A man leans on a wooden barrier while looking at the damage done to his house after Hurricane Helene made landfall

A man surveys the damage done to his house by Hurricane Helene, which left a path of destruction from Florida to Virginia. Credit: Chandan Khanna/AFP/Getty

Climate change sharply intensified almost 85% of hurricanes that hit the North Atlantic between 2019 and 2023, according to a modelling study1. The wind speed of those hurricanes rose by an average of nearly 30 kilometres per hour — enough to have pushed 30 storms up a level on the Saffir-Simpson scale of hurricane intensity.

The study, published today in Environmental Research: Climate, traces the rise in hurricane intensity to the warming of the Atlantic Ocean, which is in turn driven by human-caused climate change. A companion report, based on the methodology in the new paper, suggests that climate change strengthened all 11 hurricanes in the North Atlantic— the Atlantic north of the equator — this year.

“We, as human beings, have our fingerprints all over these hurricanes,” says Daniel Gilford, the lead author of the study and a climate scientist at Climate Central, a non-profit research organization in Princeton, New Jersey that produced the companion report. “If we can boost up the temperatures of the sea surface, we can also boost up how quickly a hurricane can spin.”

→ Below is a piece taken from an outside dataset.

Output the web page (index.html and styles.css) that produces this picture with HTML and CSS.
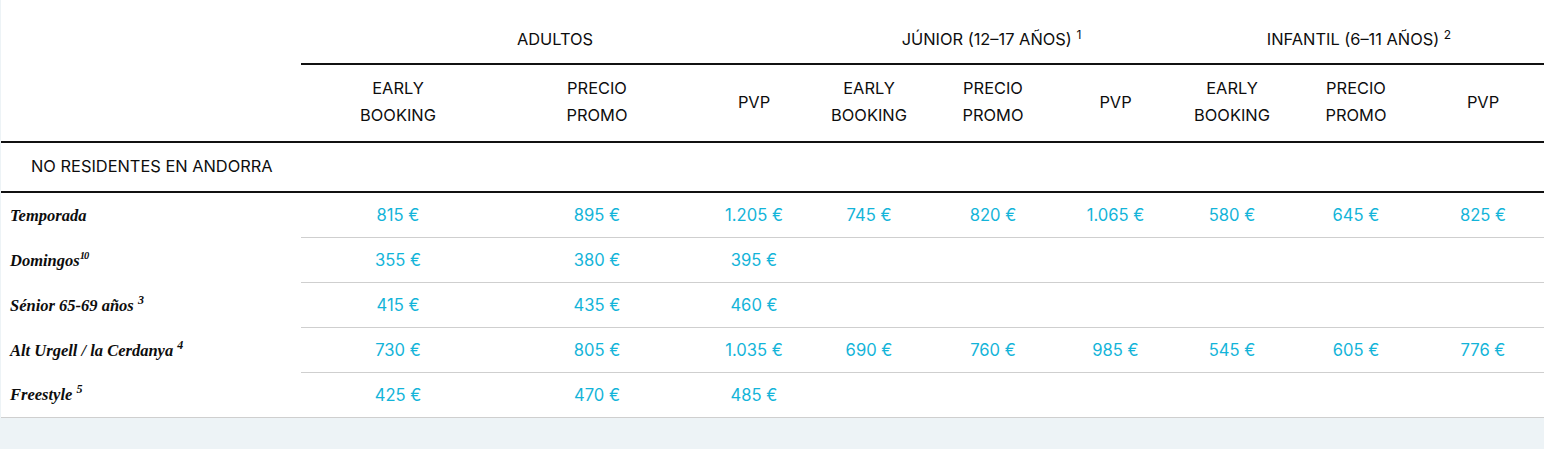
FILE: index.html
```html
<!DOCTYPE html>
<html lang="es">
<head>
<meta charset="utf-8">
<title>Tarifas</title>
<link rel="stylesheet" href="styles.css">
</head>
<body>
<div class="page">
  <table class="prices">
    <colgroup>
      <col class="c-label">
      <col class="c-a1"><col class="c-a2"><col class="c-a3">
      <col class="c-j1"><col class="c-j2"><col class="c-j3">
      <col class="c-i1"><col class="c-i2"><col class="c-i3">
    </colgroup>
    <thead>
      <tr class="groups">
        <th class="blank"></th>
        <th colspan="3" class="group">ADULTOS</th>
        <th colspan="3" class="group">JÚNIOR (12–17 AÑOS) <sup>1</sup></th>
        <th colspan="3" class="group">INFANTIL (6–11 AÑOS) <sup>2</sup></th>
      </tr>
      <tr class="subs">
        <th></th>
        <th>EARLY<br>BOOKING</th><th>PRECIO<br>PROMO</th><th>PVP</th>
        <th>EARLY<br>BOOKING</th><th>PRECIO<br>PROMO</th><th>PVP</th>
        <th>EARLY<br>BOOKING</th><th>PRECIO<br>PROMO</th><th>PVP</th>
      </tr>
    </thead>
    <tbody>
      <tr class="section">
        <td colspan="10">NO RESIDENTES EN ANDORRA</td>
      </tr>
      <tr class="row">
        <td class="label">Temporada</td>
        <td>815 €</td><td>895 €</td><td>1.205 €</td>
        <td>745 €</td><td>820 €</td><td>1.065 €</td>
        <td>580 €</td><td>645 €</td><td>825 €</td>
      </tr>
      <tr class="row">
        <td class="label">Domingos<sup class="tight">10</sup></td>
        <td>355 €</td><td>380 €</td><td>395 €</td>
        <td></td><td></td><td></td>
        <td></td><td></td><td></td>
      </tr>
      <tr class="row">
        <td class="label">Sénior 65-69 años <sup>3</sup></td>
        <td>415 €</td><td>435 €</td><td>460 €</td>
        <td></td><td></td><td></td>
        <td></td><td></td><td></td>
      </tr>
      <tr class="row">
        <td class="label">Alt Urgell / la Cerdanya <sup>4</sup></td>
        <td>730 €</td><td>805 €</td><td>1.035 €</td>
        <td>690 €</td><td>760 €</td><td>985 €</td>
        <td>545 €</td><td>605 €</td><td>776 €</td>
      </tr>
      <tr class="row last">
        <td class="label">Freestyle <sup>5</sup></td>
        <td>425 €</td><td>470 €</td><td>485 €</td>
        <td></td><td></td><td></td>
        <td></td><td></td><td></td>
      </tr>
    </tbody>
  </table>
</div>
</body>
</html>
```

FILE: styles.css
```css
html, body {
  margin: 0;
  padding: 0;
  background: #edf3f6;
}

.page {
  padding-left: 1px;
  width: 1543px;
}

.prices {
  table-layout: fixed;
  width: 1543px;
  border-collapse: separate;
  border-spacing: 0;
  background: #ffffff;
  font-family: Inter, "Liberation Sans", sans-serif;
  font-size: 16.4px;
  color: #0d0d0d;
}

.c-label { width: 300px; }
.c-a1 { width: 194px; }
.c-a2 { width: 204px; }
.c-a3 { width: 110px; }
.c-j1 { width: 120px; }
.c-j2 { width: 128px; }
.c-j3 { width: 117px; }
.c-i1 { width: 116px; }
.c-i2 { width: 132px; }
.c-i3 { width: 122px; }

.prices th,
.prices td {
  padding: 0;
  font-weight: 400;
  text-align: center;
}

.groups th {
  padding: 29px 0 14px;
  line-height: 20px;
}

.groups th.group {
  border-bottom: 2px solid #111111;
}

.groups sup {
  font-size: 12px;
  line-height: 0;
  vertical-align: 6px;
}

.subs th {
  padding: 10px 0 12px;
  line-height: 27px;
  height: 54px;
  vertical-align: middle;
  border-bottom: 2px solid #111111;
}

.section td {
  text-align: left;
  padding: 13px 0 15px 30px;
  line-height: 20px;
  border-bottom: 2px solid #111111;
}

.row td {
  height: 44px;
  line-height: 20px;
  vertical-align: middle;
  color: #13b4d9;
  font-size: 16.6px;
  border-bottom: 1px solid #cfcfcf;
}

.row td.label {
  text-align: left;
  padding-left: 9px;
  border-bottom: none;
  color: #0d0d0d;
  font-family: "Liberation Serif", "Times New Roman", serif;
  font-style: italic;
  font-weight: 700;
  font-size: 16.5px;
  letter-spacing: 0;
}

.row.last td.label {
  border-bottom: 1px solid #cfcfcf;
}

.label sup {
  font-size: 12px;
  line-height: 0;
  vertical-align: 7px;
}

.label sup.tight {
  font-size: 10.5px;
  letter-spacing: -1px;
}
```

The study adds to a growing body of research showing that global warming amplifies hurricanes. Rising seas caused by global warming are also intensifying hurricanes, research has shown. And the storms are striking earlier in the season and producing greater rainfall than past hurricanes have done.

Devastating consequences

This year’s Atlantic hurricane season has been devastating. For example, Hurricane Helene, which tore through the southeastern United States in August, dropped almost 80 centimetres of rain in some locations. The storm killed more than 200 people and inflicted as much as US$250 billion of damage — a figure that would vault Helene ahead of 2005’s Hurricane Katrina as the most expensive hurricane to slam the United States.

In Asheville, North Carolina, the US city hardest-hit by Helene, areas next to the French Broad River were “completely devastated and washed away”, says Carl Schreck, a tropical meteorologist at North Carolina State University in Asheville. The region “experienced more wind damage than I would have expected from a hurricane this far inland,” he says, adding that the wind brought down trees and power lines, cutting off communications to the city for several days. Helene’s winds, which peaked at 225 kilometres per hour, were roughly 26 kilometres per hour higher than they would have been without a warming effect on the Atlantic, according to the Climate Central report.

Flooding knocked out the main water line to the National Centers for Environmental Information, a branch of the National Oceanic and Atmospheric Administration (NOAA) in downtown Asheville that archives global weather and climate data. This shut off cooling for the centre’s supercomputers, Schreck says. “In the days after the storm, they were actually taking a fire truck to one of the local lakes” and pumping out lake water to top up the cooling system. A few computers overheated and will have to be replaced, and the event delayed Climate Central’s report, which relied on data from the centre. But no data were lost, the paper archives remained dry and the center is back up and running, he says.

Dangerous waters

Hurricanes are fuelled by warm ocean water. In theory, the warmer the water, the greater the hurricane’s intensity, which is measured by its wind speed. Climate change has provided plenty of fuel: sea surface temperatures have increased by approximately 1°C in the North Atlantic since 1900 owing to climate change.

To uncover the extent to which climate change is to blame for the intensity of recent hurricanes in this region, Gilford and his co-authors simulated how all 49 hurricanes that hit the North Atlantic between 2019 and 2024 would have unfolded if climate change hadn’t warmed the ocean. Then, the scientists compared the wind speeds of the simulated storms with those of the actual storms.

A satellite image of Hurricane Lee crossing the Atlantic Ocean

Hurricane Lee intensified into a Category 5 storm in September, 2023. Credit: NOAA/Getty

Climate change intensified 30 of the hurricanes so much that they could be classified as one category higher on the Saffir-Simpson scale than they would have been without climate change. Climate change probably boosted five storms — Lorenzo (2019), Ian (2022), Lee (2023), Milton (2024) and Beryl (2024) — over the last five years to Category 5 hurricanes, which NOAA describes as causing “catastrophic damage”.

“The study does a very commendable job of quantifying that change that we’ve seen”, says Ryan Truchelut, the co-founder and chief meteorologist at Weather Tiger, a weather and climate forecasting company in Tallahassee, Florida. He says the study’s authors used the best available data and appropriate statistical methods to try to determine whether a hurricane was affected by climate change.

Schreck says the study is needed, but that providing a single wind-speed increase for each storm, as the authors did, rather than a range of values with margins for error, is “over-simplified”. The paper’s model does not account for all real-world complexities of ocean conditions and storm behaviour that create uncertainty, he says.

“Climate change is here,” Gilford says. “We need to have more conversations about reducing our greenhouse-gas emissions quickly.”